We may also need to decide what to do with some dialects that are either disconnected or unfinished or need serious work to become usable. We can reuse/adapt the LLVM component policy to MLIR, create work groups to bring them up to the same level as the others, etc. That’s a matter for a follow up discussion, not here.
Actions
The proposed next steps are:
- Reach a consensus in this RFC if:
- We need a governance model that is compatible with recent changes in Clang/LLVM
- Our governance model may be slightly different (ownership intersection)
- We need to logically split the dialect soup into subgroups to make it manageable
- We may need to physically split it into multiple directories too
- Create a survey on dialects and gather feedback from all in the community
- Which dialects are in use and how they connect
- Who are the active developers/owners/stakeholders
- What is their scope and future, if not widely used/complete
- Which category they fall in (core, software, hardware, tensor, distribution, …)
- What parts of core are in use, how they connect to dialects, transforms, conversions
- Collect the survey’s results and publish a summary (End of Dec 2024)
- Have enough information to propose a concrete split and ownership model
- Defined the technical charter and direction for dialects and MLIR in general
- Gather volunteers for the work (PRs) over the following months into the next release
- Create an RFC with the proposal and reach agreement on the implementation
- Create PRs with the proposed code move and ownership models after LLVM 20 branches off (End of Jan 2025)

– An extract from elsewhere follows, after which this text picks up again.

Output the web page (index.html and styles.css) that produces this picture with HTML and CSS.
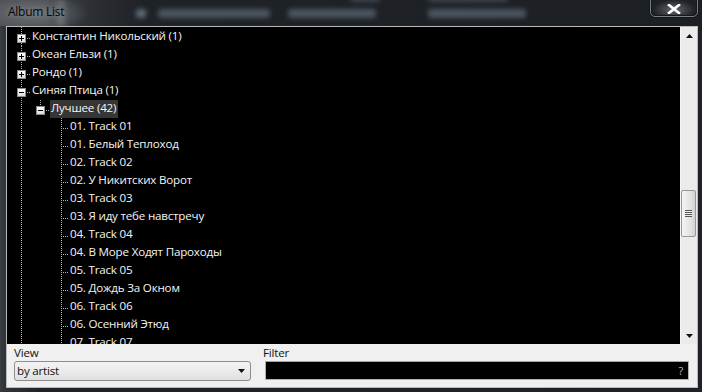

- Perform the code changes, change builds, validate downstreams
- Allow time for downstreams to build the new format and provide feedback, cycle
- Merge PR in time to allow for corrections before LLVM 21 branches off
This will take some time but we’d like to start some surveys as soon as possible to gather more data in an organized fashion to have a stronger proposal by the end of the year.
Disclaimer: This was a long post, written over many days, posted on a Friday night. It may contain typos, edit errors, repetitions, inconsistencies and inaccuracies. Please, give more importance to the intention than the presentation.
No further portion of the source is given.